_Listed entries:_
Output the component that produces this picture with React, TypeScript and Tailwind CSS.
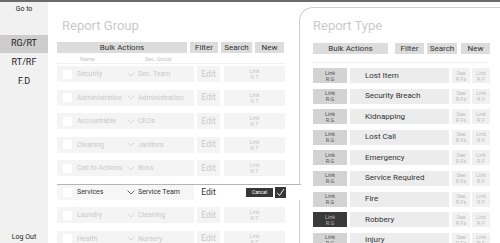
import React from "react";

const groups = [
  { name: "Security", group: "Sec. Team" },
  { name: "Administrative", group: "Administration" },
  { name: "Accountable", group: "CEOs" },
  { name: "Cleaning", group: "Janitors" },
  { name: "Call to Actions", group: "Boss" },
  { name: "Services", group: "Service Team", active: true },
  { name: "Laundry", group: "Cleaning" },
  { name: "Health", group: "Nursery" },
];

const types = [
  "Lost Item",
  "Security Breach",
  "Kidnapping",
  "Lost Call",
  "Emergency",
  "Service Required",
  "Fire",
  "Robbery",
  "Injury",
];

function Chevron({ dark }: { dark?: boolean }) {
  return (
    <svg width="8" height="5" viewBox="0 0 8 5" className="shrink-0">
      <path d="M0.5 0.5 L4 4 L7.5 0.5" fill="none" stroke={dark ? "#444" : "#cfcfcf"} strokeWidth="0.8" />
    </svg>
  );
}

function Tiny({ a, b, cls }: { a: string; b: string; cls: string }) {
  return (
    <div className={"shrink-0 flex flex-col items-center justify-center leading-[6px] text-[5.5px] " + cls}>
      <span>{a}</span>
      <span>{b}</span>
    </div>
  );
}

export default function App() {
  return (
    <div
      className="w-[500px] h-[243px] overflow-hidden bg-white border-t-[2px] border-[#6b6b6b] flex"
      style={{ fontFamily: "Roboto, 'Liberation Sans', sans-serif" }}
    >
      {/* Sidebar */}
      <div className="w-[48px] shrink-0 h-full bg-[#f1f1f1] flex flex-col items-stretch text-[#222]">
        <div className="text-[7px] text-center mt-[3px] leading-[9px]">Go to</div>
        <div className="mt-[21px] h-[18px] bg-[#cdcdcd] flex items-center justify-center text-[9px]">RG/RT</div>
        <div className="h-[19px] flex items-center justify-center text-[9px]">RT/RF</div>
        <div className="h-[19px] flex items-center justify-center text-[9px]">F.D</div>
        <div className="flex-1" />
        <div className="text-[7px] text-center mb-[1px] leading-[9px]">Log Out</div>
      </div>

      {/* Left: Report Group */}
      <div className="w-[251px] shrink-0 h-full pl-[9px] flex flex-col relative z-10">
        <div className="ml-[5px] mt-[15px] text-[13px] leading-[17px] text-[#c9c9c9]">Report Group</div>
        <div className="mt-[8px] flex gap-[3px] h-[11px] text-[8px] text-[#333] leading-[11px]">
          <div className="w-[130px] bg-[#dcdcdc] text-center">Bulk Actions</div>
          <div className="w-[28px] bg-[#dcdcdc] text-center">Filter</div>
          <div className="w-[31px] bg-[#dcdcdc] text-center">Search</div>
          <div className="w-[29px] bg-[#dcdcdc] text-center">New</div>
        </div>
        <div className="mt-[2px] w-[228px] h-[11px] border-b border-[#f0f0f0] flex items-center text-[5.5px] text-[#c4c4c4]">
          <span className="ml-[23px] w-[65px]">Name</span>
          <span>Sec. Group</span>
        </div>
        <div className="mt-[2px] flex flex-col gap-[7.5px]">
          {groups.map((g) =>
            g.active ? (
              <div
                key={g.name}
                className="h-[16px] -mr-[2px] flex items-center bg-white border-t border-[#b5b5b5] text-[#333]"
              >
                <div className="w-[137px] shrink-0 h-full flex items-center bg-[#f6f6f6]">
                  <div className="ml-[6px] w-[9px] h-[9px] bg-white" />
                  <span className="ml-[5px] w-[50px] text-[7px]">{g.name}</span>
                  <Chevron dark />
                  <span className="ml-[3px] text-[7px] whitespace-nowrap">{g.group}</span>
                </div>
                <div className="ml-[3px] w-[23px] shrink-0 flex items-center justify-center text-[8.5px]">Edit</div>
                <div className="ml-[26px] w-[27px] h-[9px] shrink-0 bg-[#363636] text-white text-[5px] flex items-center justify-center">
                  Cancel
                </div>
                <div className="ml-[2px] w-[11px] h-[11px] shrink-0 bg-[#363636] flex items-center justify-center">
                  <svg width="9" height="9" viewBox="0 0 9 9">
                    <path d="M1.2 4.8 L3.5 7.5 L8 1" fill="none" stroke="#fff" strokeWidth="0.9" />
                  </svg>
                </div>
              </div>
            ) : (
              <div key={g.name} className="h-[16px] flex items-center text-[#c9c9c9]">
                <div className="w-[137px] shrink-0 h-full flex items-center bg-[#f4f4f4]">
                  <div className="ml-[6px] w-[9px] h-[9px] bg-white" />
                  <span className="ml-[5px] w-[50px] text-[7px] whitespace-nowrap">{g.name}</span>
                  <Chevron />
                  <span className="ml-[3px] text-[7px] whitespace-nowrap">{g.group}</span>
                </div>
                <div className="ml-[3px] w-[23px] shrink-0 h-full bg-[#f4f4f4] flex items-center justify-center text-[8.5px]">
                  Edit
                </div>
                <Tiny a="Link" b="R.T" cls="ml-[4px] w-[61px] h-full bg-[#f4f4f4] text-[#c9c9c9]" />
              </div>
            )
          )}
        </div>
      </div>

      {/* Right: Report Type */}
      <div className="flex-1 mt-[5px] rounded-tl-[14px] border-l border-t border-[#cfcfcf] bg-white pl-[13px] flex flex-col">
        <div className="mt-[9px] text-[13px] leading-[17px] text-[#c9c9c9]">Report Type</div>
        <div className="mt-[9px] flex h-[11px] text-[8px] text-[#333] leading-[11px]">
          <div className="w-[75px] shrink-0 bg-[#dcdcdc] text-center">Bulk Actions</div>
          <div className="ml-[7px] w-[29px] shrink-0 bg-[#dcdcdc] text-center">Filter</div>
          <div className="ml-[3px] w-[30px] shrink-0 bg-[#dcdcdc] text-center">Search</div>
          <div className="ml-[4px] w-[29px] shrink-0 bg-[#dcdcdc] text-center">New</div>
        </div>
        <div className="mt-[8px] w-[174px] border-t border-[#efefef]" />
        <div className="mt-[5px] flex flex-col gap-[5.6px]">
          {types.map((t) => (
            <div key={t} className="h-[15px] flex shrink-0">
              <Tiny
                a="Link"
                b="R.G"
                cls={
                  "w-[34px] h-full " +
                  (t === "Robbery" ? "bg-[#3a3a3a] text-[#b0b0b0]" : "bg-[#d3d3d3] text-[#555]")
                }
              />
              <div className="ml-[3px] w-[99px] shrink-0 h-full bg-[#ececec] flex items-center pl-[15px] text-[8px] text-[#333]">
                {t}
              </div>
              <Tiny a="See" b="R.Fs" cls="ml-[3px] w-[18px] h-full bg-[#f1f1f1] text-[#bdbdbd]" />
              <Tiny a="Link" b="R.F" cls="ml-[2px] w-[18px] h-full bg-[#f1f1f1] text-[#bdbdbd]" />
            </div>
          ))}
        </div>
      </div>
    </div>
  );
}
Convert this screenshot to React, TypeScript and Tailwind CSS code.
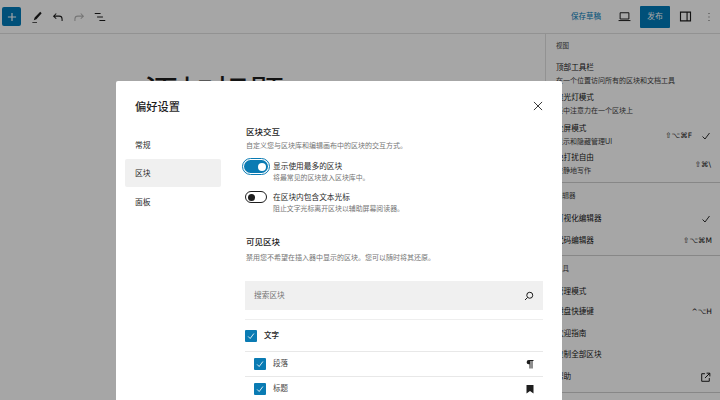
import type { FC } from 'react';

const font = "font-['Inter','Noto_Sans_CJK_SC',sans-serif]";

const Check = () => (
  <svg viewBox="0 0 24 24" className="h-[12px] w-[12px]" fill="none" stroke="currentColor" strokeWidth="1.8">
    <path d="M5 13l5 5L19 6" />
  </svg>
);

const MenuRow: FC<{ title: string; sub?: string; shortcut?: string; check?: boolean; ext?: boolean; className?: string }> = ({
  title,
  sub,
  shortcut,
  check,
  ext,
  className = '',
}) => (
  <div className={`flex items-center justify-between ${className}`}>
    <div>
      <div className="text-[7.6px] leading-[12px] text-[#161616]">{title}</div>
      {sub && <div className="mt-[1px] text-[7px] leading-[12px] text-[#3e3e3e]">{sub}</div>}
    </div>
    <div className="flex items-center gap-[8px] text-[#161616]">
      {shortcut && <span className="font-['DejaVu_Sans',sans-serif] text-[7.5px]">{shortcut}</span>}
      {check && <Check />}
      {ext && (
        <svg viewBox="0 0 24 24" className="h-[13px] w-[13px]" fill="none" stroke="currentColor" strokeWidth="1.8">
          <path d="M11 5H5v14h14v-6M14 4h6v6M20 4l-9 9" />
        </svg>
      )}
    </div>
  </div>
);

const Box = () => (
  <span className="flex h-[12px] w-[12px] shrink-0 items-center justify-center rounded-[1px] bg-[#0a7bb3] text-white">
    <svg viewBox="0 0 24 24" className="h-[10px] w-[10px]" fill="none" stroke="currentColor" strokeWidth="2">
      <path d="M5 13l5 5L19 6" />
    </svg>
  </span>
);

const Toggle: FC<{ on?: boolean }> = ({ on }) =>
  on ? (
    <span className="flex h-[13px] w-[24px] shrink-0 items-center justify-end rounded-full bg-[#0a7bb3] pr-[2px] outline outline-[1px] outline-offset-[1px] outline-[#0a7bb3]">
      <span className="h-[8px] w-[8px] rounded-full bg-white" />
    </span>
  ) : (
    <span className="flex h-[12px] w-[22px] shrink-0 items-center rounded-full border border-[#1e1e1e] bg-white pl-[2px]">
      <span className="h-[7px] w-[7px] rounded-full bg-[#1e1e1e]" />
    </span>
  );

const ToggleRow: FC<{ on?: boolean; label: string; sub: string; className?: string }> = ({ on, label, sub, className = '' }) => (
  <div className={`flex gap-[6px] ${className}`}>
    <div className="flex w-[23px] justify-center pt-[1px]">
      <Toggle on={on} />
    </div>
    <div className="pt-[2px]">
      <div className="text-[7.7px] leading-[12px] text-[#2a2a2a]">{label}</div>
      <div className="text-[6.9px] leading-[10px] text-[#757575]">{sub}</div>
    </div>
  </div>
);

export default function App() {
  return (
    <div className={`relative h-[400px] w-[720px] overflow-hidden bg-white ${font}`}>
      {/* editor behind the overlay */}
      <header className="flex h-[34px] items-center border-b border-[#e0e0e0] pl-[2px] pr-[4px]">
        <button className="flex h-[19px] w-[19px] items-center justify-center rounded-[2px] bg-[#007cba] text-white">
          <svg viewBox="0 0 24 24" className="h-[14px] w-[14px]" fill="none" stroke="currentColor" strokeWidth="2">
            <path d="M12 5v14M5 12h14" />
          </svg>
        </button>
        <div className="ml-[9px] flex items-center gap-[7px] text-[#1e1e1e]">
          <svg viewBox="0 0 24 24" className="h-[14px] w-[14px]" fill="currentColor">
            <path d="M20 5.500 17.500 3 8 13l-1.500 4.500L11 16zM4 20.500h8V22H4z" />
          </svg>
          <svg viewBox="0 0 24 24" className="h-[14px] w-[14px]" fill="none" stroke="currentColor" strokeWidth="1.8">
            <path d="M9 6 4.500 10.500 9 15M5 10.500h9a5 5 0 0 1 5 5V19" />
          </svg>
          <svg viewBox="0 0 24 24" className="h-[14px] w-[14px] text-[#b5b5b5]" fill="none" stroke="currentColor" strokeWidth="1.8">
            <path d="M15 6l4.500 4.500L15 15M19 10.500h-9a5 5 0 0 0-5 5V19" />
          </svg>
          <svg viewBox="0 0 24 24" className="h-[14px] w-[14px]" fill="none" stroke="currentColor" strokeWidth="1.8">
            <path d="M3 6h10M7 12h10M11 18h10" />
          </svg>
        </div>
        <div className="ml-auto flex items-center">
          <span className="text-[7.5px] text-[#007cba]">保存草稿</span>
          <svg viewBox="0 0 24 24" className="ml-[16px] h-[15px] w-[15px] text-[#1e1e1e]" fill="none" stroke="currentColor" strokeWidth="1.6">
            <path d="M5 6h14v10H5zM2.500 18.500h19" />
          </svg>
          <span className="ml-[8px] flex h-[22px] w-[30px] items-center justify-center rounded-[1px] bg-[#007cba] text-[7.8px] text-white">发布</span>
          <svg viewBox="0 0 24 24" className="ml-[8px] h-[15px] w-[15px] text-[#1e1e1e]" fill="none" stroke="currentColor" strokeWidth="1.8">
            <path d="M4 5h16v14H4zM14.500 5v14" />
          </svg>
          <svg viewBox="0 0 24 24" className="ml-[9px] h-[14px] w-[14px] text-[#777]" fill="currentColor">
            <path d="M11 5h2v2h-2zM11 11h2v2h-2zM11 17h2v2h-2z" />
          </svg>
        </div>
      </header>

      <div className="flex h-[366px]">
        <main className="flex-1 pl-[144px] pt-[37px]">
          <h1 className="text-[35px] leading-[44px] text-[#1e1e1e]">添加标题</h1>
        </main>
        <aside className="w-[175px] border-l border-[#e0e0e0] pl-[10px] pr-[8px]">
          <div className="pt-[7px] text-[6.5px] leading-[10px] text-[#444]">视图</div>
          <MenuRow className="mt-[11px]" title="顶部工具栏" sub="在一个位置访问所有的区块和文档工具" />
          <MenuRow className="mt-[5px]" title="聚光灯模式" sub="集中注意力在一个区块上" />
          <MenuRow className="mt-[6px]" title="全屏模式" sub="显示和隐藏管理UI" shortcut="⇧⌥⌘F" check />
          <MenuRow className="mt-[4px] pr-[1px]" title="免打扰自由" sub="安静地写作" shortcut="⇧⌘\" />
          <div className="-ml-[10px] -mr-[8px] mt-[5px] border-t border-[#d0d0d0]" />
          <div className="pt-[8px] text-[6.5px] leading-[10px] text-[#444]">编辑器</div>
          <MenuRow className="mt-[12px] h-[12px]" title="可视化编辑器" check />
          <MenuRow className="mt-[10px] h-[12px]" title="代码编辑器" shortcut="⇧⌥⌘M" />
          <div className="-ml-[10px] -mr-[8px] mt-[8px] border-t border-[#d0d0d0]" />
          <div className="pt-[8px] text-[6.5px] leading-[10px] text-[#444]">工具</div>
          <MenuRow className="mt-[12px] h-[12px]" title="管理模式" />
          <MenuRow className="mt-[8px] h-[12px]" title="键盘快捷键" shortcut="^⌥H" />
          <MenuRow className="mt-[10px] h-[12px]" title="欢迎指南" />
          <MenuRow className="mt-[9px] h-[12px]" title="复制全部区块" />
          <MenuRow className="mt-[10px] h-[12px]" title="帮助" ext />
          <div className="-ml-[10px] -mr-[8px] mt-[9px] border-t border-[#d0d0d0]" />
        </aside>
      </div>

      {/* overlay */}
      <div className="absolute inset-0 bg-black/35" />

      {/* preferences modal */}
      <div className="absolute left-[116px] top-[81px] h-[319px] w-[446px] overflow-hidden rounded-t-[2px] bg-white">
        <div className="flex h-[50px] items-center justify-between pl-[19px] pr-[17px]">
          <h2 className="pt-[2px] text-[11.25px] font-medium text-[#1e1e1e]">偏好设置</h2>
          <svg viewBox="0 0 24 24" className="h-[14px] w-[14px] text-[#1e1e1e]" fill="none" stroke="currentColor" strokeWidth="1.5">
            <path d="M5 5l14 14M19 5 5 19" />
          </svg>
        </div>
        <div className="flex">
          <nav className="ml-[9px] w-[96px] text-[7.8px] text-[#2a2a2a]">
            <div className="flex h-[28px] items-center pl-[10px] pt-[2px]">常规</div>
            <div className="flex h-[28px] items-center rounded-[2px] bg-[#f0f0f0] pl-[10px] pt-[2px]">区块</div>
            <div className="mt-[1px] flex h-[28px] items-center pl-[10px] pt-[2px]">面板</div>
          </nav>
          <section className="-mt-[5px] ml-[24px] w-[298px]">
            <h3 className="ml-[1px] text-[8.5px] font-medium leading-[12px] text-[#1e1e1e]">区块交互</h3>
            <p className="ml-[1px] mt-[2px] text-[7px] leading-[12px] text-[#757575]">自定义您与区块库和编辑画布中的区块的交互方式。</p>
            <ToggleRow className="mt-[7px] -ml-[1px]" on label="显示使用最多的区块" sub="将最常见的区块放入区块库中。" />
            <ToggleRow className="mt-[7px] -ml-[1px]" label="在区块内包含文本光标" sub="阻止文字光标离开区块以辅助屏幕阅读器。" />
            <h3 className="ml-[1px] mt-[22px] text-[8.5px] font-medium leading-[12px] text-[#1e1e1e]">可见区块</h3>
            <p className="ml-[1px] mt-[4px] text-[7px] leading-[12px] text-[#757575]">禁用您不希望在插入器中显示的区块。您可以随时将其还原。</p>
            <div className="mt-[17px] flex h-[29px] items-center justify-between bg-[#f0f0f0] pl-[9px] pr-[8px]">
              <span className="text-[7.7px] text-[#757575]">搜索区块</span>
              <svg viewBox="0 0 24 24" className="h-[12px] w-[12px] text-[#1e1e1e]" fill="none" stroke="currentColor" strokeWidth="2">
                <circle cx="13.500" cy="10.500" r="6" />
                <path d="M9 15l-5 5" />
              </svg>
            </div>
            <div className="mt-[9px] flex h-[32px] items-center gap-[7px] border-t border-[#eeeeee]">
              <Box />
              <span className="text-[7.5px] font-medium text-[#1e1e1e]">文字</span>
            </div>
            <div className="flex h-[25px] items-center gap-[7px] border-t border-[#e8e8e8] pl-[9px] pr-[7px]">
              <Box />
              <span className="text-[7.5px] text-[#444]">段落</span>
              <svg viewBox="0 0 24 24" className="ml-auto h-[12px] w-[12px] text-[#1e1e1e]" fill="currentColor">
                <path d="M9.500 4H19v2h-2v15h-2V6h-2v15h-2v-8.500h-1.500a4.250 4.250 0 0 1 0-8.500z" />
              </svg>
            </div>
            <div className="flex h-[25px] items-center gap-[7px] border-t border-[#e8e8e8] pl-[9px] pr-[7px]">
              <Box />
              <span className="text-[7.5px] text-[#444]">标题</span>
              <svg viewBox="0 0 24 24" className="ml-auto h-[12px] w-[12px] text-[#1e1e1e]" fill="currentColor">
                <path d="M5 4h14v17l-7-5-7 5z" />
              </svg>
            </div>
          </section>
        </div>
      </div>
    </div>
  );
}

_Problem statement:_ Transcribe the entries from their first line to the line that holds "import React from", both included, and skip every picture.

_Result below:_
Output the component that produces this picture with React, TypeScript and Tailwind CSS.
import React from "react";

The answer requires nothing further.